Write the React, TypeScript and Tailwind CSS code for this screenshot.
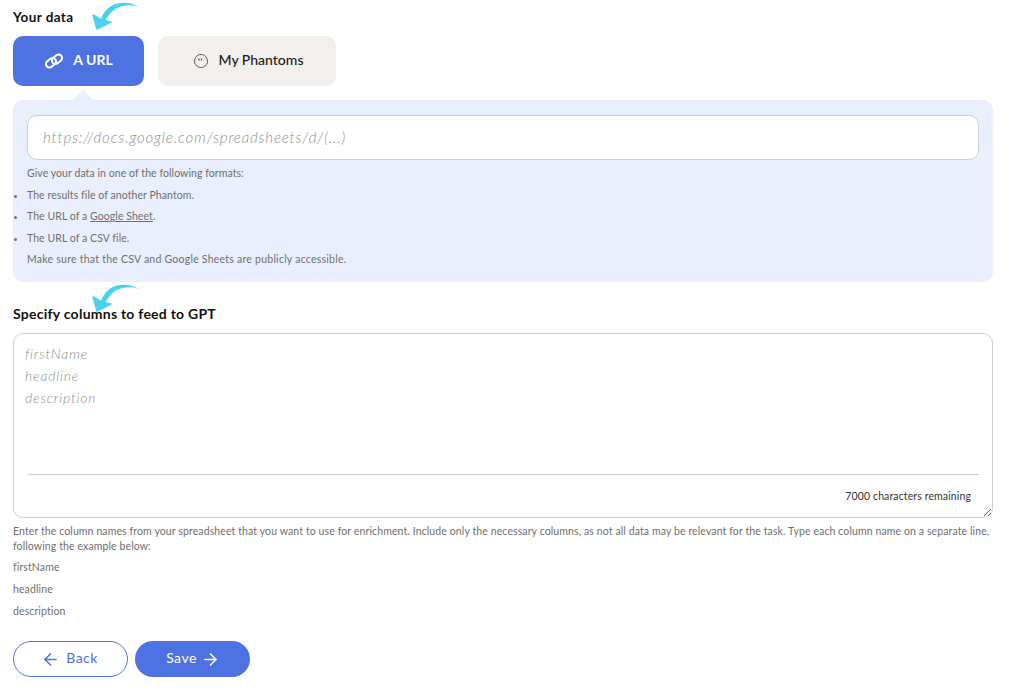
import { ArrowLeft, ArrowRight } from "lucide-react";

function CurvedArrow({ className }: { className: string }) {
  return (
    <svg className={className} width="48" height="32" viewBox="0 0 48 32" fill="#4fd0f0">
      <path d="M48 7C40 2 28 1 20 6C14 10 11 15 9 22L13 24C15 18 19 13 24 9C31 5 40 4 48 7Z" />
      <path d="M2 15L6 29L20 22L11 20Z" stroke="#4fd0f0" strokeWidth="1.5" strokeLinejoin="round" />
    </svg>
  );
}

function ChainIcon() {
  return (
    <svg width="20" height="16" viewBox="0 0 20 16" fill="none" stroke="white" strokeWidth="2">
      <rect x="1.5" y="6.2" width="11" height="7" rx="3.5" transform="rotate(-38 7 9.7)" />
      <rect x="7.5" y="2.8" width="11" height="7" rx="3.5" transform="rotate(-38 13 6.3)" />
    </svg>
  );
}

function GhostIcon() {
  return (
    <svg width="16" height="16" viewBox="0 0 16 16" fill="none" stroke="#333" strokeWidth="0.8">
      <path d="M1.5 9C1.5 4.5 4 1.5 8 1.5S14.5 4.5 14.5 9C14.5 10 13.8 10.5 13.5 11.5C13 13 12 12.5 11 13.5C10 14.5 9 14.5 8 14.5S6 14.5 5 13.5C4 12.5 3 13 2.5 11.5C2.2 10.5 1.5 10 1.5 9Z" />
      <path d="M6 6V7M8.4 6V7" strokeWidth="1.1" strokeLinecap="round" />
    </svg>
  );
}

export default function App() {
  return (
    <div className="h-[692px] w-[1009px] overflow-hidden bg-white pl-[13px] pr-[16px] font-['Lato',sans-serif] text-[#6f6f6f]">
      {/* data source */}
      <div className="relative flex h-[36px] items-center pb-[2px]">
        <h2 className="text-[13.5px] font-bold tracking-[0.4px] text-[#111]">Your data</h2>
        <CurvedArrow className="absolute left-[78px] top-0" />
      </div>

      <div className="flex gap-[14px]">
        <button className="flex h-[50px] w-[131px] items-center justify-center gap-[9px] rounded-[10px] bg-[#4f72e3] text-[14px] font-bold text-white">
          <ChainIcon />
          <span className="pb-[3px]">A URL</span>
        </button>
        <button className="flex h-[50px] w-[178px] items-center justify-center gap-[10px] rounded-[10px] bg-[#f3efec] pl-[2px] text-[14px] font-medium text-[#222]">
          <GhostIcon />
          <span className="pb-[3px]">My Phantoms</span>
        </button>
      </div>

      <div className="relative mt-[14px] h-[182px] rounded-[10px] bg-[#e9effc] px-[14px] pt-[15px]">
        <div className="absolute left-[63px] top-[-7px] h-[14px] w-[14px] rotate-45 bg-[#e9effc]" />
        <input
          className="relative h-[45px] w-full rounded-[10px] border border-[#cfcfcf] bg-white px-[15px] pb-[2px] text-[15px] font-light italic tracking-[0.85px] outline-none placeholder:text-[#909090]"
          placeholder="https://docs.google.com/spreadsheets/d/(...)"
        />
        <div className="mt-[3px] text-[10.5px] leading-[21.5px] tracking-[0.07px]">
          <p>Give your data in one of the following formats:</p>
          <ul className="list-outside list-disc">
            <li>The results file of another Phantom.</li>
            <li>
              The URL of a <span className="underline">Google Sheet</span>.
            </li>
            <li>The URL of a CSV file.</li>
          </ul>
          <p className="tracking-[0.24px]">Make sure that the CSV and Google Sheets are publicly accessible.</p>
        </div>
      </div>

      {/* columns */}
      <div className="relative flex h-[51px] items-end pb-[10px]">
        <h2 className="text-[14px] font-bold leading-[18px] tracking-[0.25px] text-[#111]">Specify columns to feed to GPT</h2>
        <CurvedArrow className="absolute left-[78px] top-0" />
      </div>

      <div className="relative h-[185px]">
        <textarea
          className="block h-[185px] w-full resize-y rounded-[10px] border border-[#cfcfcf] bg-white px-[11px] py-[9px] text-[14px] font-light italic leading-[22px] tracking-[0.8px] outline-none placeholder:text-[#909090]"
          placeholder={"firstName\nheadline\ndescription"}
        />
        <div className="absolute bottom-0 left-[15px] right-[14px] h-[44px] border-t border-[#cfcfcf] pt-[14px] pr-[8px] text-right text-[10.5px] leading-[14px] tracking-[0.12px] text-[#333]">
          7000 characters remaining
        </div>
      </div>

      <div className="mt-[6px] text-[10.5px] tracking-[0.11px] text-[#6f6f6f]">
        <p className="leading-[15px]">
          Enter the column names from your spreadsheet that you want to use for enrichment. Include only the necessary columns, as not all data may be relevant for the task. Type each column name on a separate line, following the example below:
        </p>
        <p className="mt-[2px] leading-[22px]">firstName</p>
        <p className="leading-[22px]">headline</p>
        <p className="leading-[22px]">description</p>
      </div>

      <div className="mt-[19px] flex gap-[7px]">
        <button className="flex h-[36px] w-[115px] items-center justify-center gap-[6px] rounded-full border border-[#4f72e3] bg-white pr-[2px] text-[14px] tracking-[0.4px] text-[#4f72e3]">
          <ArrowLeft size={19} strokeWidth={2} />
          <span className="pb-[3px]">Back</span>
        </button>
        <button className="flex h-[36px] w-[115px] items-center justify-center gap-[4px] rounded-full bg-[#4f72e3] pl-[1px] text-[14px] tracking-[0.5px] text-white">
          <span className="pb-[3px]">Save</span>
          <ArrowRight size={19} strokeWidth={2} />
        </button>
      </div>
    </div>
  );
}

========================

● What you are asked to do
Write out the listing above again, exactly, but with no pictures in the copy.

● Output for this exercise
Write the React, TypeScript and Tailwind CSS code for this screenshot.
import { ArrowLeft, ArrowRight } from "lucide-react";

function CurvedArrow({ className }: { className: string }) {
  return (
    <svg className={className} width="48" height="32" viewBox="0 0 48 32" fill="#4fd0f0">
      <path d="M48 7C40 2 28 1 20 6C14 10 11 15 9 22L13 24C15 18 19 13 24 9C31 5 40 4 48 7Z" />
      <path d="M2 15L6 29L20 22L11 20Z" stroke="#4fd0f0" strokeWidth="1.5" strokeLinejoin="round" />
    </svg>
  );
}

function ChainIcon() {
  return (
    <svg width="20" height="16" viewBox="0 0 20 16" fill="none" stroke="white" strokeWidth="2">
      <rect x="1.5" y="6.2" width="11" height="7" rx="3.5" transform="rotate(-38 7 9.7)" />
      <rect x="7.5" y="2.8" width="11" height="7" rx="3.5" transform="rotate(-38 13 6.3)" />
    </svg>
  );
}

function GhostIcon() {
  return (
    <svg width="16" height="16" viewBox="0 0 16 16" fill="none" stroke="#333" strokeWidth="0.8">
      <path d="M1.5 9C1.5 4.5 4 1.5 8 1.5S14.5 4.5 14.5 9C14.5 10 13.8 10.5 13.5 11.5C13 13 12 12.5 11 13.5C10 14.5 9 14.5 8 14.5S6 14.5 5 13.5C4 12.5 3 13 2.5 11.5C2.2 10.5 1.5 10 1.5 9Z" />
      <path d="M6 6V7M8.4 6V7" strokeWidth="1.1" strokeLinecap="round" />
    </svg>
  );
}

export default function App() {
  return (
    <div className="h-[692px] w-[1009px] overflow-hidden bg-white pl-[13px] pr-[16px] font-['Lato',sans-serif] text-[#6f6f6f]">
      {/* data source */}
      <div className="relative flex h-[36px] items-center pb-[2px]">
        <h2 className="text-[13.5px] font-bold tracking-[0.4px] text-[#111]">Your data</h2>
        <CurvedArrow className="absolute left-[78px] top-0" />
      </div>

      <div className="flex gap-[14px]">
        <button className="flex h-[50px] w-[131px] items-center justify-center gap-[9px] rounded-[10px] bg-[#4f72e3] text-[14px] font-bold text-white">
          <ChainIcon />
          <span className="pb-[3px]">A URL</span>
        </button>
        <button className="flex h-[50px] w-[178px] items-center justify-center gap-[10px] rounded-[10px] bg-[#f3efec] pl-[2px] text-[14px] font-medium text-[#222]">
          <GhostIcon />
          <span className="pb-[3px]">My Phantoms</span>
        </button>
      </div>

      <div className="relative mt-[14px] h-[182px] rounded-[10px] bg-[#e9effc] px-[14px] pt-[15px]">
        <div className="absolute left-[63px] top-[-7px] h-[14px] w-[14px] rotate-45 bg-[#e9effc]" />
        <input
          className="relative h-[45px] w-full rounded-[10px] border border-[#cfcfcf] bg-white px-[15px] pb-[2px] text-[15px] font-light italic tracking-[0.85px] outline-none placeholder:text-[#909090]"
          placeholder="https://docs.google.com/spreadsheets/d/(...)"
        />
        <div className="mt-[3px] text-[10.5px] leading-[21.5px] tracking-[0.07px]">
          <p>Give your data in one of the following formats:</p>
          <ul className="list-outside list-disc">
            <li>The results file of another Phantom.</li>
            <li>
              The URL of a <span className="underline">Google Sheet</span>.
            </li>
            <li>The URL of a CSV file.</li>
          </ul>
          <p className="tracking-[0.24px]">Make sure that the CSV and Google Sheets are publicly accessible.</p>
        </div>
      </div>

      {/* columns */}
      <div className="relative flex h-[51px] items-end pb-[10px]">
        <h2 className="text-[14px] font-bold leading-[18px] tracking-[0.25px] text-[#111]">Specify columns to feed to GPT</h2>
        <CurvedArrow className="absolute left-[78px] top-0" />
      </div>

      <div className="relative h-[185px]">
        <textarea
          className="block h-[185px] w-full resize-y rounded-[10px] border border-[#cfcfcf] bg-white px-[11px] py-[9px] text-[14px] font-light italic leading-[22px] tracking-[0.8px] outline-none placeholder:text-[#909090]"
          placeholder={"firstName\nheadline\ndescription"}
        />
        <div className="absolute bottom-0 left-[15px] right-[14px] h-[44px] border-t border-[#cfcfcf] pt-[14px] pr-[8px] text-right text-[10.5px] leading-[14px] tracking-[0.12px] text-[#333]">
          7000 characters remaining
        </div>
      </div>

      <div className="mt-[6px] text-[10.5px] tracking-[0.11px] text-[#6f6f6f]">
        <p className="leading-[15px]">
          Enter the column names from your spreadsheet that you want to use for enrichment. Include only the necessary columns, as not all data may be relevant for the task. Type each column name on a separate line, following the example below:
        </p>
        <p className="mt-[2px] leading-[22px]">firstName</p>
        <p className="leading-[22px]">headline</p>
        <p className="leading-[22px]">description</p>
      </div>

      <div className="mt-[19px] flex gap-[7px]">
        <button className="flex h-[36px] w-[115px] items-center justify-center gap-[6px] rounded-full border border-[#4f72e3] bg-white pr-[2px] text-[14px] tracking-[0.4px] text-[#4f72e3]">
          <ArrowLeft size={19} strokeWidth={2} />
          <span className="pb-[3px]">Back</span>
        </button>
        <button className="flex h-[36px] w-[115px] items-center justify-center gap-[4px] rounded-full bg-[#4f72e3] pl-[1px] text-[14px] tracking-[0.5px] text-white">
          <span className="pb-[3px]">Save</span>
          <ArrowRight size={19} strokeWidth={2} />
        </button>
      </div>
    </div>
  );
}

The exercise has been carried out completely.